Susan: Most 529 programs require the account owner to be a U.S. citizen or resident. A few may permit a non-citizen, non-resident who has a U.S. taxpayer identification number to open an account. A taxpayer identification number is obtained by completing Form W-7. The Form W-7 does list a number of circumstances in which a non-citizen, non-resident may obtain a taxpayer identification number. Not surprisingly, opening a 529 account is not among those reasons. I don't know whether the IRS would issue the taxpayer identification number for such purpose. If it would, there may be 529 programs that would permit an account to be opened, but I have no experience with this issue.

Q: I would like to know if you think account owners can currently take a qualified distribution in one year to reimburse themselves for otherwise qualified expenses that they incurred late in the previous year.

Susan: The rules are not clear when the 529 distribution occurs in a different year than the expense. The Advance Notice proposes "to adopt a rule that, in order for earnings to be excluded from income, any distribution from a section 529 account during a calendar year must be used to pay QHEEs during the same calendar year or by March 31 of the following year." Unfortunately, the proposed rule provides only for flexibility in one direction - a distribution can be used for expenses paid up until March 31 of the following year. However, the proposed rule does not allow up until March 31 of the following year to take a distribution for expenses paid during the prior year.

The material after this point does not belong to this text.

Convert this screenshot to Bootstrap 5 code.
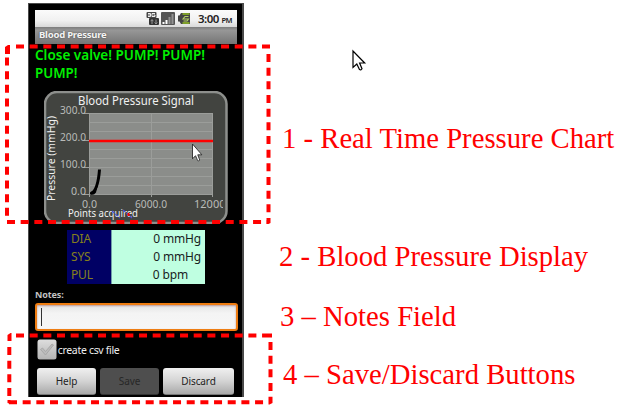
<!DOCTYPE html>
<html lang="en">
<head>
<meta charset="utf-8">
<title>Blood Pressure</title>
<link href="https://cdn.jsdelivr.net/npm/bootstrap@5.3.0/dist/css/bootstrap.min.css" rel="stylesheet">
<style>
body{width:620px;height:408px;overflow:hidden;background:#fff}
.phone{margin:3px 0 0 28px;width:216px;height:394px;background:#000;border:solid #4a4a4a;border-width:1px 2px 0 1px;padding:6px 5px 0 6px;font-family:"Noto Sans","Open Sans",sans-serif;line-height:1}
.status-strip{height:17px;background:linear-gradient(#fbfbfb,#f1f1f1 60%,#d9d9d9);padding-right:5px;color:#333}
.clock{font-size:11.5px;letter-spacing:-.5px;font-weight:600;margin-left:6px;white-space:nowrap;color:#222}
.clock span{font-size:7.5px}
.title-strip{height:17px;background:linear-gradient(#7c7c7c,#979797 20%,#757575);color:#f4f4f4;font-size:9.5px;font-weight:700;letter-spacing:-.22px;padding:0 0 1px 4px;text-shadow:0 0 2px #444}
.message{display:block;fill:#00f000;font-size:14.5px;font-weight:600}
.chart{display:block;margin-left:9px}
.readings{width:138px;margin:6px 0 0 32px;font-size:12px;letter-spacing:-.15px}
.readings .name{width:45px;height:18px;background:#000064;color:#86801c;padding:0 0 0 4px;border-right:1px solid #6f9eaa}
.readings .val{height:18px;background:#bfffe1;color:#18231e;padding:0 4px 0 0}
.bpm{margin-right:13px}
.notes-label{margin-top:6px;height:13px;font-size:9px;font-weight:700;color:#c3c3c3;letter-spacing:-.1px}
.notes-field{width:203px;height:28px;border:2px solid #ee7d12;border-radius:3px;background:linear-gradient(#e4e4e4,#f4f4f4 35%,#f6f6f6);padding:3px 0 0 4px;box-shadow:inset 0 1px 2px #b99}
.caret{width:1px;height:18px;background:#333}
.csv{margin:8px 0 0 2px;height:21px;color:#eee;font-size:10.5px;letter-spacing:-.32px}
.csv span{padding-top:2px}
.actions{margin:8px 0 0 2px}
.actions .btn{height:27px;padding:0;border:0;border-radius:3px;font-size:10px;line-height:26px;color:#222;background:linear-gradient(#f0f0f0,#d4d4d4 50%,#a9a9a9);border-bottom:1px solid #777;letter-spacing:-.1px}
.actions .btn:disabled{background:#4e4e4e;color:#272727;opacity:1;border-color:#333}
.help-btn,.save-btn{width:59px}.discard-btn{width:71px}
.callouts{padding-top:122px;margin-left:35px;font-family:"Liberation Serif",serif;color:#f00;font-size:28.7px;line-height:32px;white-space:nowrap}
.c1{margin-left:3px}.c2{margin-top:86px}.c3{margin:28px 0 0 1px}.c4{margin:26px 0 0 4px}
.over{pointer-events:none}
</style>
</head>
<body>
<div class="position-relative d-flex">
<main class="phone flex-shrink-0">
  <div class="status-strip d-flex align-items-center justify-content-end">
    <svg width="46" height="15" viewBox="0 0 46 15">
      <rect x=".5" y="1" width="10" height="6" rx="1" fill="#454545"/><path d="M2 2.500h2.500v3H2M2 4h2M9 2.500H6v3h3V4H7.500" fill="none" stroke="#fff" stroke-width=".9"/>
      <rect x="3" y="7" width="10" height="7" rx="1" fill="#333"/><path d="M6 13V9M4.700 10.200L6 8.500l1.300 1.700M10 8.500V13M8.700 11.500l1.300 1.500 1.300-1.500" fill="none" stroke="#999" stroke-width="1"/>
      <rect x="15" y="1" width="14" height="13" rx="1" fill="#555"/><path d="M16.500 13v-2h2v2zM19.500 13V9h2v4z" fill="#fff"/><path d="M22.500 13V6h2v7zM25.500 13V3h2v10z" fill="#929292"/>
      <path d="M35 2h9v11h-9l-1.500-2.500H32v-6h1.500z" fill="#444"/><path d="M36.500 3h7M36.500 12h7" stroke="#91bd20" stroke-width="1.300"/><path d="M42.500 5.500H39L37 8h5.500L41 10h-3.500" fill="none" stroke="#b4d265" stroke-width="1.100"/>
    </svg>
    <span class="clock">3:00 <span>PM</span></span>
  </div>
  <div class="title-strip d-flex align-items-center">Blood Pressure</div>
  <svg class="message" width="200" height="47" viewBox="35 44 200 47">
    <text x="35" y="60" textLength="170" lengthAdjust="spacingAndGlyphs">Close valve! PUMP! PUMP!</text>
    <text x="35" y="77.500" textLength="42.500" lengthAdjust="spacingAndGlyphs">PUMP!</text>
  </svg>
  <svg class="chart" width="184" height="133" viewBox="44 91 184 133">
    <rect x="45" y="92" width="181.500" height="131" rx="12" fill="#424440" stroke="#8d8f8c" stroke-width="2.500"/>
    <rect x="89" y="113" width="124" height="82" fill="#8b8d8a"/>
    <path d="M89 113.500h124M89 122.500h124M89 131.500h124M89 149.500h124M89 158.500h124M89 167.500h124M89 176.500h124M89 185.500h124M84 194.500h129M151.500 113v84M212.500 113v84M89.500 113v84M84 113.500h5M84 140.500h5M84 167.500h5" stroke="#9b9d9a" fill="none"/>
    <path d="M89 141h124" stroke="#f00" stroke-width="2.400"/>
    <path d="M91 193.500q7-3 8.500-24" stroke="#000" stroke-width="3" fill="none"/><path d="M90 194.500v-2l4-2 4-6-2 8-2 2z"/>
    <g font-size="11" fill="#b9bbb8">
      <text x="60" y="113.500" textLength="26" lengthAdjust="spacingAndGlyphs">300.0</text>
      <text x="60" y="141" textLength="26" lengthAdjust="spacingAndGlyphs">200.0</text>
      <text x="60" y="168" textLength="26" lengthAdjust="spacingAndGlyphs">100.0</text>
      <text x="71" y="195" textLength="15" lengthAdjust="spacingAndGlyphs">0.0</text>
      <text x="82" y="208" textLength="15" lengthAdjust="spacingAndGlyphs">0.0</text>
      <text x="135" y="208" textLength="32" lengthAdjust="spacingAndGlyphs">6000.0</text>
      <svg x="190" y="195" width="33" height="18" viewBox="190 195 33 18"><text x="194" y="208" textLength="31.500" lengthAdjust="spacingAndGlyphs">12000</text></svg>
    </g>
    <g fill="#f0f0f0">
      <text x="78" y="105" font-size="12" textLength="116" lengthAdjust="spacingAndGlyphs">Blood Pressure Signal</text>
      <text x="68" y="217" font-size="10" textLength="70" lengthAdjust="spacingAndGlyphs">Points acquired</text>
      <text transform="translate(55 201) rotate(-90)" font-size="10.500" textLength="85" lengthAdjust="spacingAndGlyphs">Pressure (mmHg)</text>
    </g>
    <path d="M112 211l8 7M123 210l9 8" stroke="#4a50d8" stroke-width="1.300" stroke-dasharray="3 1.500"/><rect x="127.500" y="213" width="2" height="3" fill="#f00"/>
  </svg>
  <div class="readings">
    <div class="d-flex"><div class="name d-flex align-items-center">DIA</div><div class="val flex-fill d-flex align-items-center justify-content-end">0 mmHg</div></div>
    <div class="d-flex"><div class="name d-flex align-items-center">SYS</div><div class="val flex-fill d-flex align-items-center justify-content-end">0 mmHg</div></div>
    <div class="d-flex"><div class="name d-flex align-items-center">PUL</div><div class="val flex-fill d-flex align-items-center justify-content-end"><span class="bpm">0 bpm</span></div></div>
  </div>
  <div class="notes-label">Notes:</div>
  <div class="notes-field"><div class="caret"></div></div>
  <div class="csv d-flex align-items-center">
    <svg width="20" height="21" viewBox="0 0 20 21"><defs><linearGradient id="box" x2="0" y2="1"><stop stop-color="#dedede"/><stop offset="1" stop-color="#b4b4b4"/></linearGradient></defs><rect x=".5" y=".5" width="19" height="20" rx="2.500" fill="url(#box)"/><path d="M3.500 10.500l2-1.500 3 3.500 6.500-7.500 1.500 1L8.500 16z" fill="#bbb" stroke="#a2a2a2" stroke-width=".8"/></svg>
    <span>&#8202;create csv file</span>
  </div>
  <div class="actions d-flex gap-1">
    <button class="btn help-btn">Help</button>
    <button class="btn save-btn" disabled>Save</button>
    <button class="btn discard-btn">Discard</button>
  </div>
</main>
<aside class="callouts">
  <div class="c1">1 - Real Time Pressure Chart</div>
  <div class="c2">2 - Blood Pressure Display</div>
  <div class="c3">3 – Notes Field</div>
  <div class="c4">4 – Save/Discard Buttons</div>
</aside>
<svg class="over position-absolute top-0 start-0" width="620" height="408" viewBox="0 0 620 408">
  <defs><path id="cur" d="M0 0v16.500l3.800-3.500 2.700 5.500q1.500 1 2.500-.7L6.600 12h5.100z"/></defs>
  <g stroke="#f00" stroke-width="4" fill="none" stroke-dasharray="8 5.670">
    <path d="M16 46.500H262"/><path d="M7 222H267"/><path d="M7 57.500V218"/><path d="M268.500 54V218"/>
    <path d="M16 335.500H264"/><path d="M9 402.300H268"/><path d="M9.300 347V398"/><path d="M270.500 342V397"/>
  </g>
  <path d="M5 54v-7l3-2h2v9zM262 44.500h8v4h-8zM266.500 218h4v5l-2 1h-2zM7.500 341v-6l3-2h1v8zM7.500 400h3v4l-3-1zM264 333.500h8v4h-8zM268.500 397h4v6l-3 1.500h-1z" fill="#f00"/>
  <use href="#cur" x="353" y="51" fill="#fff" stroke="#000" stroke-width="1.200"/>
  <use href="#cur" transform="translate(192.500 144) scale(.8 .9)" fill="#fff" stroke="#222" stroke-width="1"/>
</svg>
</div>
<script src="https://cdn.jsdelivr.net/npm/bootstrap@5.3.0/dist/js/bootstrap.bundle.min.js"></script>
</body>
</html>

Therefore, until there is further guidance, I would not recommend doing so.

To comply with certain Treasury regulations, we state that (i) this article is written to support the promotion and marketing of the transactions or matters addressed herein, (ii) this article is not intended or written to be used, and cannot be used, by any person for the purpose of avoiding U.S. federal tax penalties that may be imposed on such person and (iii) each taxpayer should seek advice based on the taxpayer's particular circumstances from an independent tax advisor.